On Feb. 28 came the Iran war. Loud and urgent questions about the viability of the Dubai model followed. But most migrants living in Dubai, and the wider Emirates, have a genuine stake in the place. In 2025, Dubai alone recorded 270,000 property transactions. Each transaction representing individuals and families investing in a future in the city. Equity also lives in dreams and aspirations that people chose to pursue in Dubai. The people, the economy, the culture and the legal architecture that made Dubai attractive and strong remain intact.
Dubai serves as an entry point to the global economy for millions of people across South Asia, the Arab world, and Africa. It will continue to do so. To compete on the world stage, the UAE long ago set its sights on the metrics that matter globally. As the country’s financial center and most populous emirate, Dubai was central to that effort. The results speak for themselves: the UAE ranks 16th in the world for ease of doing business, according to the World Bank, and fifth in the IMD World Competitiveness Ranking.
The UAE has signed free trade agreements with economies as diverse as India, Turkey and Australia, which reinforced its position as a gateway and a bridge and enabled more people to travel to the UAE visa-free. DP World, the state-owned logistic giant exemplifies this strategy, as it operates not only vital ports in the UAE but a global network of terminals and trade and infrastructure. Those connections were always vital. After the war, they are indispensable.
War comes to a diverse Dubai
Over the decades, Dubai became one of the most heterogeneous places on the planet, a city with a population drawn from 200 nationalities. The backgrounds of those killed in Iranian strikes over the past month reflect that reality with heartbreaking precision. They are Emirati, Egyptian, Sudanese, Ethiopian, Filipino, Pakistani, Iranian, Indian, Bangladeshi, Sri Lankan, Azerbaijani, Yemeni, Ugandan, Eritrean, Lebanese, Afghan, Bahraini, Comorian, Turkish, Iraqi, Nepalese, Nigerian, Omani, Jordanian, Palestinian, Ghanaian, Indonesian, Swedish, Tunisian, Moroccan and Russian.
Despite the material and human costs of the war, Dubai’s diversity is a source of its strength. The city’s cultural scene is built on the idea that people from different traditions and disciplines, when brought together, create a cosmopolitan reality that no mono cultural city can replicate. This year, Art Dubai, the Middle East’s most established art fair, turns 20. Every year, artists and galleries from Tehran to Tokyo gather here, attracting collectors from across the globe. That galleries from the Global South now stand on equal footing with their counterparts from New York and London feels almost unremarkable today. Twenty years ago, it was virtually unimaginable. The same plurality animates the city’s culinary life. Across 1,588 square miles, more than 13,000 cafés and restaurants serve everything from Lebanese street food to Filipino home cooking, while 19 Michelin-starred establishments occupy the same civic space.

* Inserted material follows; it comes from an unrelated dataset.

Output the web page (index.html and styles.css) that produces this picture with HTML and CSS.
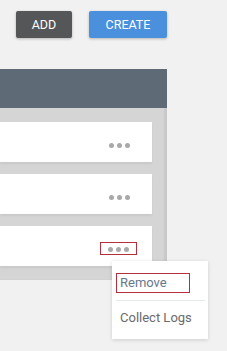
FILE: index.html
```html
<!DOCTYPE html>
<html lang="en">
<head>
  <meta charset="UTF-8" />
  <title>Devices</title>
  <link rel="stylesheet" href="styles.css">
</head>
<body>
  <div class="toolbar">
    <button class="btn btn-dark">ADD</button>
    <button class="btn btn-blue">CREATE</button>
  </div>

  <div class="panel-wrap">
    <div class="panel">
      <div class="panel-head"></div>
      <div class="panel-body">
        <div class="row"><span class="dots"><i></i><i></i><i></i></span></div>
        <div class="row"><span class="dots"><i></i><i></i><i></i></span></div>
        <div class="row"><span class="dots open"><i></i><i></i><i></i></span></div>
      </div>
    </div>

    <div class="menu">
      <div class="menu-item selected">Remove</div>
      <div class="menu-sep"></div>
      <div class="menu-item">Collect Logs</div>
    </div>
  </div>
</body>
</html>
```

FILE: styles.css
```css
body {
  margin: 0;
  background: #f1f1f1;
  font-family: Roboto, 'Liberation Sans', sans-serif;
  width: 227px;
  height: 351px;
  overflow: hidden;
}

.toolbar {
  display: flex;
  gap: 17px;
  padding: 11px 0 0 16px;
  height: 58px;
  box-sizing: border-box;
}

.btn {
  height: 27px;
  border: none;
  border-radius: 2px;
  color: #fff;
  font-family: Roboto, sans-serif;
  font-size: 12.5px;
  padding: 0;
  box-shadow: 0 1px 3px rgba(0, 0, 0, 0.25);
}

.btn-dark {
  width: 56px;
  background: #555657;
}

.btn-blue {
  width: 78px;
  background: #4a90dc;
}

.panel-wrap {
  position: relative;
  margin-top: 11px;
}

.panel {
  width: 167px;
  background: #d5d5d5;
  box-shadow: inset -3px 0 2px rgba(0, 0, 0, 0.06);
}

.panel-head {
  height: 39px;
  background: #5e6a75;
}

.panel-body {
  display: flex;
  flex-direction: column;
  gap: 12px;
  padding: 14px 15px 14px 0;
}

.row {
  height: 40px;
  background: #fff;
  display: flex;
  align-items: center;
  justify-content: flex-end;
  padding-right: 22px;
  box-shadow: 0 2px 2px rgba(0, 0, 0, 0.06);
}

.dots {
  display: flex;
  gap: 3px;
  padding: 4px 7px 1px;
  margin-top: 4px;
  border: 1px solid transparent;
  margin-right: -8px;
}

.dots i {
  width: 5px;
  height: 5px;
  border-radius: 50%;
  background: #a9a9a9;
}

.dots.open {
  border-color: #b5303e;
  padding: 4px 7px 2px;
  margin-right: -7px;
}

.menu {
  position: absolute;
  left: 112px;
  top: 192px;
  width: 96px;
  background: #fff;
  padding: 12px 3px 6px 4px;
  box-sizing: border-box;
  box-shadow: 0 1px 4px rgba(0, 0, 0, 0.15);
}

.menu-item {
  font-size: 13px;
  color: #6a6a6a;
  padding: 9px 4px 8px;
}

.menu-item.selected {
  color: #67788a;
  width: 74px;
  box-sizing: border-box;
  padding: 1px 3px 2px;
  border: 1px solid #b5303e;
}

.menu-sep {
  height: 1px;
  background: #e3eaee;
  margin: 7px 0 0;
}
```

Dubai is, of course, also associated with spectacle: the seven star Burj Al Arab hotel and a ski slope improbably installed inside a shopping mall. But they are only part of a much larger picture, in which extravagance sits alongside Dubai Humanitarian City, a logistics hub serving the world’s leading aid organizations, and quietly functional suburbs where ordinary life is simply lived. The city has never been just one thing.
Part of Dubai’s enduring advantage lies in its position within a broader federation of seven emirates, each with its distinct strengths. The capital, Abu Dhabi, an hour’s drive away, draws visitors from across the globe with its cultural landmarks—the Sheikh Zayed Grand Mosque, the Louvre Abu Dhabi and the highly anticipated Guggenheim—and the pristine white sands of Saadiyat Island. About two hours’ drive from Dubai, places of great natural beauty such as Khor Fakkan and Hatta offer diving and hiking for those escaping the city.
Why Dubai will march on
Dubai has always offered the gift of individual freedom and reinvention. You can be who you want to be. The societal makeup of Dubai, and of the Emirates more broadly, ensures its appeal to the world’s strivers. Long before this war, Dubai was built on the pillars of migration, cultural fluidity, and relentless globalization. Those founding principles will keep powering its ambition after the war. In the city, the rule of law applies to everyone. Some of those laws may strike outsiders as strict, but they are clear, consistently enforced and blind to wealth or nationality. Petty crime is nearly nonexistent. By almost any global measure, Dubai is among the safest cities for personal safety. The bargain is straightforward: accept these laws, and they will protect you as surely as they bind you.
Dubai has navigated difficult times before, but this war is the most severe challenge it has ever faced. The war arrives after a period of sustained growth and institutional maturation—a foundation solid enough to weather the storm. What ultimately binds people to a city, or to a country, is a social contract that governs their lives. In Dubai, as across the UAE, that contract is stronger after the war. “In the UAE, everyone is Emirati,” Sheikh Mohamed bin Zayed, the UAE President, insisted in a message on X in the second week of the war. Soon, his words were seen on billboards across the Emirates, in campaigns from major institutions, from banks to real estate.
For those who chose to stay through what Dr. Anwar Gargash, the diplomatic adviser to the UAE president, has soberly described as “our worst-case scenario,” the country may emerge stronger than before. Personal safety, functional basic services, a vibrant financial center and connectivity—all of these were tested by the war. None were destroyed. Community bonds across the Emirates deepened. The expatriate population, which makes up roughly 90% of residents, watched Emirati armed forces—drawn entirely from the country's 10 percent native population—fight to protect them.
The UAE, like every other country touched by this war, will be changed by it. This is the first time the modern Emirati state has experienced sustained attacks on its soil. While it is unclear how long the ceasefire will hold, what is clear is that the strong fundamentals of this country are helping it navigate this period. This is not the first time doubters have questioned Dubai’s future. It is unlikely to be the last. So far, the city, like the rest of the country, has had a way of confounding them and marching on.